A obra revela um alto nível alto de conhecimentos e de formação do compositor e do organista encarregado de sua realização, possivelmente B.A. do Espírito Santo, nome daquele que surge nas partes. Ela difere aspecto teórico-musical, composicional e de tratamento do texto de grande parte de composições sacro-musicais de músicos paulistas segunda metade do século XIX, já em muitos casos criadas por mestres sem maiores conhecimentos de contraponto, de baixo cifrado e que partiam do piano no seu processo criativo.


Festa de S. Pedro e S. Paulo nos estudos paulistas 


O Gradual e Ofertório para a Festa de São Pedro e São Paulo adquire particular relevância para os estudos musicológicos referentes a São Paulo sobretudo pelo fato de dizer respeito ao apóstolo segundo o qual a cidade e o Estado são denominados. A festa refere-se à chegada das relíquias de Pedro e Paulo em Roma, considerados como Príncipes dos Apóstolos. 

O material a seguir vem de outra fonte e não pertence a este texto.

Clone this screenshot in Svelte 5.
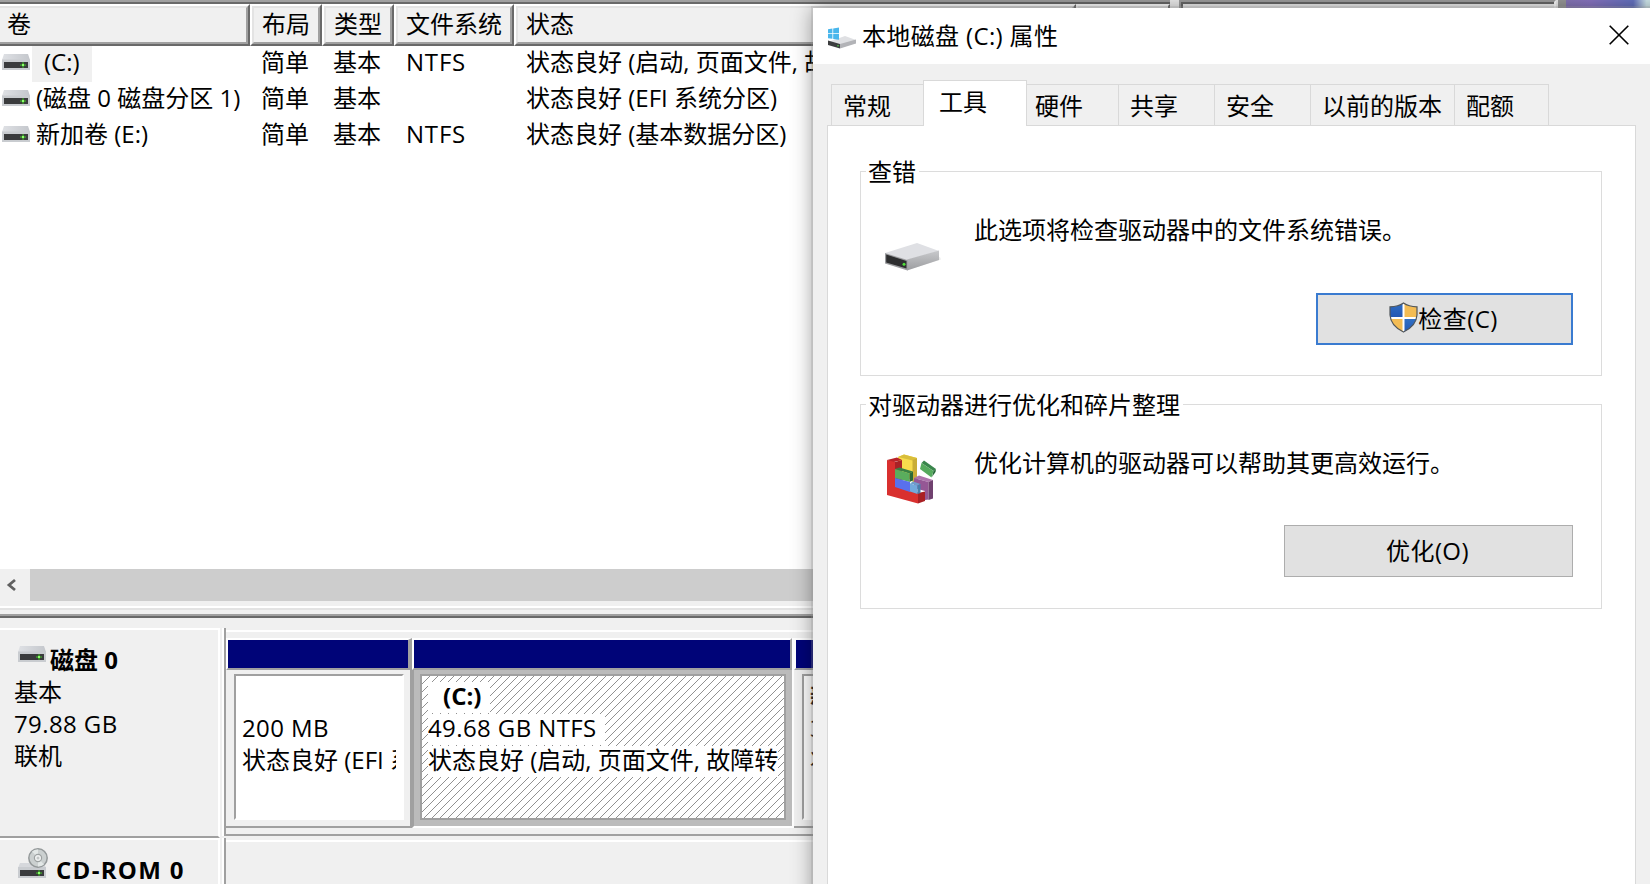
<script lang="ts">
	const volumes = [
		{ name: '(C:)', layout: '简单', type: '基本', fs: 'NTFS', status: '状态良好 (启动, 页面文件, 故障转储)', selected: true },
		{ name: '(磁盘 0 磁盘分区 1)', layout: '简单', type: '基本', fs: '', status: '状态良好 (EFI 系统分区)', selected: false },
		{ name: '新加卷 (E:)', layout: '简单', type: '基本', fs: 'NTFS', status: '状态良好 (基本数据分区)', selected: false }
	];

	const columns = [
		{ label: '卷', width: 250 },
		{ label: '布局', width: 72 },
		{ label: '类型', width: 72 },
		{ label: '文件系统', width: 120 },
		{ label: '状态', width: 562 }
	];

	const tabs = [
		{ label: '常规', width: 92 },
		{ label: '工具', width: 104 },
		{ label: '硬件', width: 91 },
		{ label: '共享', width: 96 },
		{ label: '安全', width: 96 },
		{ label: '以前的版本', width: 144 },
		{ label: '配额', width: 95 }
	];

	let active = $state('工具');
</script>

{#snippet driveIcon()}
	<svg class="drive" width="28" height="16" viewBox="0 0 28 16">
		<defs>
			<linearGradient id="lid" x1="0" x2="1">
				<stop offset="0" stop-color="#dfe1e5" />
				<stop offset="1" stop-color="#c4c7cc" />
			</linearGradient>
		</defs>
		<path d="M2 0H26L28 6H0Z" fill="url(#lid)" />
		<rect y="5.5" width="28" height="10.5" fill="#c9ccd0" />
		<rect x="2" y="8" width="24" height="6" fill="#3a3b3d" />
		<path d="M18 10.3h6v1.5h-6z" fill="#3f9a2c" />
		<path d="M20.2 8.2h1.7v5.6h-1.7z" fill="#3f9a2c" />
		<rect x="20" y="10" width="2" height="2" fill="#8dff6c" />
	</svg>
{/snippet}

<div class="desktop">
	<div class="manager">
		<div class="top">
			<div class="list-pane">
				<div class="header">
					{#each columns as col}
						<div class="col" style="width: {col.width}px"><span>{col.label}</span></div>
					{/each}
					<div class="col rest"></div>
				</div>
				<div class="rows">
					{#each volumes as v}
						<div class="row">
							<div class="cell volume">
								{@render driveIcon()}
								<span class="name" class:selected={v.selected}>{v.name}</span>
							</div>
							<div class="cell w72">{v.layout}</div>
							<div class="cell w72">{v.type}</div>
							<div class="cell fs">{v.fs}</div>
							<div class="cell">{v.status}</div>
						</div>
					{/each}
				</div>
				<div class="scrollbar">
					<svg width="30" height="32" viewBox="0 0 30 32">
						<path d="M15 11L9 16L15 21" fill="none" stroke="#606060" stroke-width="2.8" />
					</svg>
					<div class="thumb"></div>
				</div>
			</div>
			<div class="actions-pane"></div>
			<div class="wallpaper"></div>
		</div>
		<div class="splitter"></div>

		<div class="disk">
			<div class="disk-info">
				<div class="disk-title">{@render driveIcon()}<b>磁盘 0</b></div>
				<div>基本</div>
				<div class="size">79.88 GB</div>
				<div>联机</div>
			</div>
			<div class="parts">
				<div class="part efi">
					<div class="bar"></div>
					<div class="body">
						<div class="box">
							<div class="line">&nbsp;</div>
							<div class="line size">200 MB</div>
							<div class="line">状态良好 (EFI 系统分区)</div>
						</div>
					</div>
				</div>
				<div class="part sys">
					<div class="bar"></div>
					<div class="body">
						<div class="box">
							<svg class="hatch" width="362" height="142">
								<defs>
									<pattern id="hatch" width="8" height="8" patternUnits="userSpaceOnUse">
										<path d="M-1 1L1 -1M0 8L8 0M7 9L9 7" stroke="#858585" stroke-width="0.9" />
									</pattern>
								</defs>
								<rect width="362" height="142" fill="url(#hatch)" />
							</svg>
							<div class="line drive-name"><b>(C:)</b></div>
							<div class="line size">49.68 GB NTFS</div>
							<div class="line">状态良好 (启动, 页面文件, 故障转</div>
						</div>
					</div>
				</div>
				<div class="part data">
					<div class="bar"></div>
					<div class="body">
						<div class="box">
							<div class="line"><b>新加卷 (E:)</b></div>
							<div class="line size">30.00 GB NTFS</div>
							<div class="line">状态良好 (基本数据分区)</div>
						</div>
					</div>
				</div>
			</div>
		</div>

		<div class="disk cdrom">
			<div class="disk-info">
				<div class="disk-title">
					<svg width="30" height="32" viewBox="0 0 30 32">
						<path d="M2 15H26L28 20H0Z" fill="#d6d8dc" />
						<rect y="19" width="28" height="11" fill="#c9ccd0" />
						<rect x="2" y="22" width="24" height="6" fill="#3a3b3d" />
						<path d="M18 24.3h6v1.5h-6z" fill="#3f9a2c" />
						<path d="M20.2 22.2h1.7v5.6h-1.7z" fill="#3f9a2c" />
						<rect x="20" y="24" width="2" height="2" fill="#8dff6c" />
						<circle cx="20" cy="10" r="9.2" fill="#cbd0d0" stroke="#94999a" stroke-width="1.5" />
						<path d="M20 10L14 3.5A9 9 0 0 1 20 1.500ZM20 10L26 16.500A9 9 0 0 1 20 18.500Z" fill="#e3e8e7" />
						<circle cx="20" cy="10" r="3.600" fill="#f1f3f3" stroke="#9da2a2" stroke-width="1.2" />
						<circle cx="20" cy="10" r="1.500" fill="#c3c7c7" />
					</svg>
					<b>CD-ROM 0</b>
				</div>
			</div>
			<div class="parts"></div>
		</div>
	</div>

	<div class="dialog">
		<div class="titlebar">
			<svg width="30" height="24" viewBox="0 0 30 24">
				<path d="M1 15L18 9L29 13V16L13 21L1 17Z" fill="#dfe0e3" />
				<path d="M13 17L29 12.500V16.500L13 21.500Z" fill="#b2b3b7" />
				<path d="M1 13.500L13 17V21.500L1 18Z" fill="#3c3d3f" />
				<circle cx="11" cy="18.800" r=".8" fill="#53d548" />
				<path d="M1 2.300L5.400 1.600V6.300H1ZM6.200 1.500L12 .6V6.300H6.200ZM1 7.100H5.400V11.800L1 11.200ZM6.200 7.100H12V12.700L6.200 11.900Z" fill="#49b6ec" />
			</svg>
			<span class="title">本地磁盘 (C:) 属性</span>
			<svg class="close" width="20" height="20" viewBox="0 0 20 20">
				<path d="M.7 .7L19.300 19.300M19.300 .7L.7 19.300" stroke="#000" stroke-width="1.600" />
			</svg>
		</div>

		<div class="tabs">
			{#each tabs as tab}
				<button class="tab" class:active={active === tab.label} style="width: {tab.width}px" onclick={() => (active = tab.label)}>
					{tab.label}
				</button>
			{/each}
		</div>

		<div class="page">
			<section class="group">
				<div class="legend">查错</div>
				<div class="desc check">
					<svg width="60" height="60" viewBox="0 0 60 60">
						<defs>
							<linearGradient id="side" x1="0" x2="0" y1="0" y2="1">
								<stop offset="0" stop-color="#c8c9cc" />
								<stop offset="1" stop-color="#9c9da0" />
							</linearGradient>
						</defs>
						<path d="M24 54L57 43.500L56 41L24 51Z" fill="#ededed" />
						<path d="M1 37L33 27L55 35L23 44Z" fill="#dfe0e4" />
						<path d="M23 43.500L55 34.500V44L23 54.500Z" fill="url(#side)" />
						<path d="M1 37L23.500 44V54.500L1 47.500Z" fill="#9b9c9f" />
						<path d="M2.200 38.500L22.500 45V52.500L2.200 46.500Z" fill="#2d2e2f" />
						<circle cx="20" cy="48.300" r="1.500" fill="#4fdf38" />
					</svg>
					<span>此选项将检查驱动器中的文件系统错误。</span>
				</div>
				<button class="push default">
					<svg width="29" height="31" viewBox="0 0 29 31">
						<defs>
							<clipPath id="shield">
								<path d="M14.500 1C10.500 3.800 6 4.700 1 4.800V13C1.500 21 7 26.500 14.500 30C22 26.500 27.500 21 28 13V4.800C23 4.700 18.500 3.800 14.500 1Z" />
							</clipPath>
							<linearGradient id="blue" x1="0" x2="0" y1="0" y2="1">
								<stop offset="0" stop-color="#306fc4" />
								<stop offset="1" stop-color="#2458b4" />
							</linearGradient>
						</defs>
						<g clip-path="url(#shield)">
							<rect width="29" height="31" fill="#fff" />
							<rect width="13.500" height="15" fill="url(#blue)" />
							<rect x="15.500" width="14" height="15" fill="#f3bc54" />
							<rect y="17" width="13.500" height="14" fill="#f3bc54" />
							<rect x="15.500" y="17" width="14" height="14" fill="url(#blue)" />
						</g>
						<path d="M14.500 1C10.500 3.800 6 4.700 1 4.800V13C1.500 21 7 26.500 14.500 30C22 26.500 27.500 21 28 13V4.800C23 4.700 18.500 3.800 14.500 1Z" fill="none" stroke="#50565b" stroke-width="1.200" />
					</svg>
					<span>检查(C)</span>
				</button>
			</section>

			<section class="group">
				<div class="legend">对驱动器进行优化和碎片整理</div>
				<div class="desc">
					<svg width="60" height="60" viewBox="0 0 60 60">
						<path d="M14 8L20 5.500L33 9V32L14 27Z" fill="#f7dc4d" />
						<path d="M14 8L20 5.500L33 9L28.500 11.500Z" fill="#d9be3b" />
						<path d="M28.500 11L33 9V33L28.500 34Z" fill="#c9ad35" />
						<path d="M3 11L13 8.500L18 11L8 13.500Z" fill="#b92329" />
						<path d="M3 11L11 13V37L34 43.500V54.500L3 46Z" fill="#d9302f" />
						<path d="M11 13L18 11V36L11 38Z" fill="#a82226" />
						<path d="M34 44L41 42.500V52L34 54.500Z" fill="#a92025" />
						<path d="M30 29L35 26.500L49 31L44.500 33Z" fill="#ad74ac" />
						<path d="M30 29L44.500 33V50.500L41 51V42L30 39Z" fill="#955795" />
						<path d="M44.500 33L49 31V49.500L44.500 51Z" fill="#70416f" />
						<path d="M11 20L15.500 18.500L29 22.500L25.500 24.500Z" fill="#378044" />
						<path d="M11 20L25.500 24.500V33L11 29Z" fill="#5aad5d" />
						<path d="M25.500 24.500L29 22.500V31.500L25.500 33Z" fill="#2b6937" />
						<path d="M11 29L26 33V43L11 38Z" fill="#5970ed" />
						<path d="M26 34.500L29 32.500L36.500 35L33.500 36.500Z" fill="#6f9dcc" />
						<path d="M26 34.500L33.500 36.500V45L26 42.500Z" fill="#72a9dc" />
						<path d="M33.500 36.500L36.500 35V44L33.500 45Z" fill="#477fad" />
						<path d="M37.500 14L40 11.500L52 20L49.500 22Z" fill="#39854b" />
						<path d="M37.500 14L49.500 22L47.500 28.500L36 20Z" fill="#55aa5d" />
						<path d="M49.500 22L52 20L51.500 23L48 28Z" fill="#246837" />
					</svg>
					<span>优化计算机的驱动器可以帮助其更高效运行。</span>
				</div>
				<button class="push"><span>优化(O)</span></button>
			</section>
		</div>
	</div>
</div>

<style>
	:global(body) {
		margin: 0;
	}

	.desktop {
		position: relative;
		width: 1650px;
		height: 884px;
		overflow: hidden;
		background: #f0f0f0;
		color: #000;
		font: 24px/32px 'Open Sans', 'Noto Sans CJK SC', sans-serif;
		white-space: nowrap;
	}

	svg {
		display: block;
		flex: none;
	}

	.top {
		display: flex;
		height: 606px;
	}

	/* classic two-tone sunken edges */
	.list-pane {
		display: flex;
		flex-direction: column;
		width: 1170px;
		box-sizing: border-box;
		border-top: 2px solid #a0a0a0;
		background: #fff;
	}

	.header {
		display: flex;
		height: 44px;
		box-sizing: border-box;
		border-top: 2px solid #696969;
	}

	.col {
		display: flex;
		flex: none;
		box-sizing: border-box;
		border: 2px solid;
		border-color: #fff #696969 #696969 #fff;
		background: #f0f0f0;
	}

	.col span {
		flex: 1;
		padding-left: 8px;
		line-height: 32px;
		border: 2px solid;
		border-color: #e3e3e3 #a0a0a0 #a0a0a0 #e3e3e3;
	}

	.col:first-child {
		border-left: 0;
	}

	.col:first-child span {
		border-left: 0;
		padding-left: 7px;
	}

	.col.rest {
		flex: 1;
	}

	.rows {
		height: 523px;
	}

	.row {
		display: flex;
		height: 36px;
	}

	.cell {
		padding-left: 13px;
	}

	.volume {
		display: flex;
		box-sizing: border-box;
		width: 249px;
		padding-left: 2px;
	}

	.volume .drive {
		margin-top: 8px;
	}

	.name {
		margin-left: 2px;
		padding-left: 4px;
		height: 36px;
	}

	.name.selected {
		padding: 0 12px;
		background: #f0f0f0;
	}

	.w72 {
		width: 60px;
		padding-left: 12px;
	}

	.fs {
		width: 107px;
		letter-spacing: 0.8px;
	}

	.size {
		letter-spacing: 0.4px;
	}

	.scrollbar {
		display: flex;
		height: 32px;
		border-bottom: 5px solid #f0f0f0;
		background: #f0f0f0;
	}

	.thumb {
		flex: 1;
		background: #cdcdcd;
	}

	.actions-pane {
		width: 377px;
		margin-left: 9px;
		border: 2px solid #a0a0a0;
		border-right-color: #fff;
		box-shadow: inset 2px 2px #696969;
		box-sizing: border-box;
	}

	.wallpaper {
		flex: 1;
		margin-left: 2px;
		border-left: 8px solid #9a9a9a;
		background: linear-gradient(90deg, #8878b8, #8a76c4 30%, #6674c4 80%, #d4ecf0 96%);
	}

	.splitter {
		height: 10px;
		border-top: 2px solid #fff;
		box-shadow: inset 0 2px #e3e3e3, inset 0 -2px #696969, inset 0 -4px #a0a0a0;
		margin-bottom: 10px;
	}

	.disk {
		display: flex;
		height: 210px;
	}

	.disk-info {
		flex: none;
		width: 220px;
		box-sizing: border-box;
		padding: 13px 0 0 14px;
		border-top: 2px solid #fff;
		border-right: 2px solid #fff;
		border-bottom: 2px solid #a0a0a0;
	}

	.disk-title {
		display: flex;
		height: 33px;
		padding-left: 4px;
	}

	.disk-title b {
		margin: 3px 0 0 4px;
		line-height: 28px;
	}

	.disk-title .drive {
		margin-top: 3px;
	}

	.parts {
		display: flex;
		flex: none;
		box-sizing: border-box;
		width: 942px;
		height: 208px;
		margin-left: 4px;
		padding-top: 10px;
		border-left: 2px solid #a0a0a0;
		border-bottom: 2px solid #a0a0a0;
		box-shadow: -2px 0 #fff, inset 0 2px #f0f0f0, inset 0 4px #fff;
	}

	.part {
		display: flex;
		flex-direction: column;
		flex: none;
		box-sizing: border-box;
		height: 190px;
	}

	.bar {
		height: 28px;
		border: solid #a0a0a0;
		border-width: 2px 4px 2px 2px;
		border-top-color: #fff;
		border-left-color: #fff;
		background: #000478;
	}

	.body {
		display: flex;
		flex: 1;
		padding: 4px 6px 6px 8px;
		border-right: 2px solid #a0a0a0;
		border-bottom: 2px solid #a0a0a0;
	}

	.box {
		position: relative;
		flex: 1;
		width: 0;
		overflow: hidden;
		box-sizing: border-box;
		padding: 6px 6px 0;
		border: 2px solid #fff;
		border-top-color: #a0a0a0;
		border-left-color: #a0a0a0;
		background: #fff;
	}

	.line {
		position: relative;
		width: fit-content;
		max-width: 100%;
		height: 31px;
		line-height: 28px;
		margin-bottom: 1px;
		overflow: hidden;
		background: #fff;
	}

	.efi {
		width: 186px;
	}

	.sys {
		width: 382px;
		border-right: 2px solid #fff;
	}

	.sys .bar {
		border-right-width: 2px;
	}

	.sys .body {
		padding: 4px 6px 6px 6px;
		border-left: 2px solid #a0a0a0;
		border-right: 0;
		border-bottom-color: #fff;
		background: #bbb;
	}

	.sys .box {
		border-color: #a0a0a0;
	}

	.sys .size {
		padding-right: 8px;
	}

	.hatch {
		position: absolute;
		inset: 0;
	}

	.drive-name {
		padding: 0 9px 0 15px;
	}

	.data {
		width: 300px;
	}

	.cdrom .disk-info {
		padding-top: 8px;
	}

	.cdrom .disk-title b {
		margin: 8px 0 0 8px;
		letter-spacing: 1.3px;
	}

	.dialog {
		position: absolute;
		top: 8px;
		left: 813px;
		width: 900px;
		height: 960px;
		background: #f0f0f0;
		box-shadow: 0 0 0 2px rgba(150, 150, 150, 0.25), 0 0 20px rgba(0, 0, 0, 0.4);
	}

	.titlebar {
		display: flex;
		align-items: center;
		height: 56px;
		padding-left: 14px;
		background: #fff;
	}

	.title {
		margin: -1px 0 0 5px;
		letter-spacing: 0.35px;
	}

	.titlebar > svg:first-child {
		margin-top: 6px;
	}

	.close {
		margin: -2px 84px 0 auto;
	}

	.tabs {
		display: flex;
		align-items: flex-end;
		height: 45px;
		padding: 16px 0 0 18px;
	}

	.tab {
		height: 41px;
		padding: 2px 0 0 11px;
		box-sizing: border-box;
		border: 1px solid #d9d9d9;
		border-width: 1px 0 0 1px;
		background: #f0f0f0;
		color: inherit;
		font: inherit;
		text-align: left;
	}

	.tab:last-child {
		border-right-width: 1px;
	}

	.tab.active {
		position: relative;
		height: 46px;
		margin-bottom: -1px;
		padding: 0 0 4px 15px;
		border-right-width: 1px;
		background: #fff;
	}

	.tab.active + .tab {
		border-left-width: 0;
		padding-left: 8px;
	}

	.page {
		display: flex;
		flex-direction: column;
		gap: 28px;
		box-sizing: border-box;
		width: 809px;
		height: 800px;
		margin-left: 14px;
		padding: 45px 33px 0 32px;
		border: 1px solid #d9d9d9;
		background: #fff;
	}

	.group {
		display: flex;
		flex-direction: column;
		height: 205px;
		box-sizing: border-box;
		border: 1px solid #dcdcdc;
	}

	.legend {
		align-self: flex-start;
		height: 32px;
		margin: -16px 0 0 5px;
		padding: 0 3px 0 2px;
		background: #fff;
	}

	.desc {
		display: flex;
		padding: 26px 0 0 23px;
	}

	.desc svg {
		margin-top: 2px;
	}

	.desc span {
		margin-left: 30px;
	}

	.push {
		display: flex;
		align-items: center;
		justify-content: center;
		align-self: flex-end;
		width: 289px;
		height: 52px;
		margin: 16px 28px 0 0;
		padding: 0 2px 3px 0;
		box-sizing: border-box;
		border: 1px solid #adadad;
		background: #e1e1e1;
		color: inherit;
		font: inherit;
		letter-spacing: 0.4px;
	}

	.push.default {
		width: 257px;
		margin-top: 17px;
		border: 2px solid #3a7bd0;
	}

	.push span {
		margin-top: 2px;
	}
</style>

No Brasil, a festa de 29 de junho tem sido considerada nos estudos culturais sobretudo sob o aspecto da festa de São Pedro, marcada por grandes celebrações, festividades e tradições populares, encerrando o período das festas juninas. 


Tendo sido objeto de pesquisas sobretudo sob o aspecto do folclore, ela exige estudos que considerem o seu significado para a Igreja e para o clero em geral. Petrus é venerado como fundamento da Igreja (Mt 16,18), fundador e cabeça da Igreja em Roma, Paulo é o apóstolo dos povos. Em muitas igrejas, escolhe-se essa data para a ordenação de sacerdotes, o que leva à congregação de autoridades do clero, cônegos e noviços. 


O texto do Gradual - Constitues eos principes super omnem terram - recorrente ao Salmo 44 (17,18), revela as referências bíblicas dessa designação e o seu significado para as autoridades eclesiásticas e o clero em geral. O texto do Ofertório recorre àquele do Constitues eos principes, tratando musicalmente a expressão Memores erunt nominis.


Igreja de São Pedro dos Clérigos em São Paulo


A festa de São Pedro e São Paulo adquiriu grande significado na vida religiosa e eclesiástica de São Paulo. Era celebrada na igreja de São Pedro e São Paulo, dos Clérigos, que se levantava ao lado da antiga Sé. Na festa de São Pedro e São Paulo, ali se congregavam as autoridades eclesiásticas, o Cabido e o clero em geral. É compreensível que obras de mais antiga tradição da música catedralícia, de maior exigência quanto à execução, mais vetustas, de maior autoridade e sobriedade tenham sido ali executadas. Um das personalidades que mais se salientaram da vida sacro-musical da Igreja dos Clérigos foi Pedro Gomes Cardim, compositor português que desempenhou papel relevante na vida musical de São Paulo em fins do século XIX e início do XX e cabeça de uma família que marcou por décadas as instituições paulistas.


Com a Sé, a Igreja de São Pedro e São Paulo determinava um espaço central na ordenação religioso-cultural de São Paulo. Com a demolição da antiga Sé e da igreja dos Príncipes dos Apóstolos, a cidade perdeu importante núcleo de sua organização urbana, dificultando a consecução de estudos culturais. O Gradual e o Ofertório da Festa de São Pedro e São Paulo permite relembrar o significado da festa de São Pedro e da igreja dos Clérigos na vida religiosa e cultural da urbe.




ao programa Brasil na música sacra / música sacra no Brasil



Os textos considerados neste programa são relatos suscintos   de estudos que vem sendo desenvolvidos em âmbito internacional nos últimos 50 anos a partir de fontes levantadas em pesquisas no Brasil desde 1965. Consideram somente alguns de seus aspectos, tratados de forma sumária. Procurm apenas oferecer uma visão geral de questões tratadas em estudos, encontros e colóquios que antecederam defesa de tese apresentada na Universidade de Colonia em 1979 e desenvolvimentos que a ela se seguiram. Neles mencionam-se obras que não puderam ser publicadas devido a restrições quanto a número de páginas impostas para a sua edição alemã. As fontes musicais encontram-se no Brasil, tendo sido tratadas no Exterior a partir de fotocópias. Essas fontes estão sendo estudadas e deverão ser publicadas por pesquisadores vinculados ao centro de estudos que representa o ISMPS e a ABE no Brasil (IBEM). Após a sua publicação, o acervo estará à disposição de outros pesquisadores. No presente, informações sobre o acervo e cópias de materiais não podem ser fornecidas.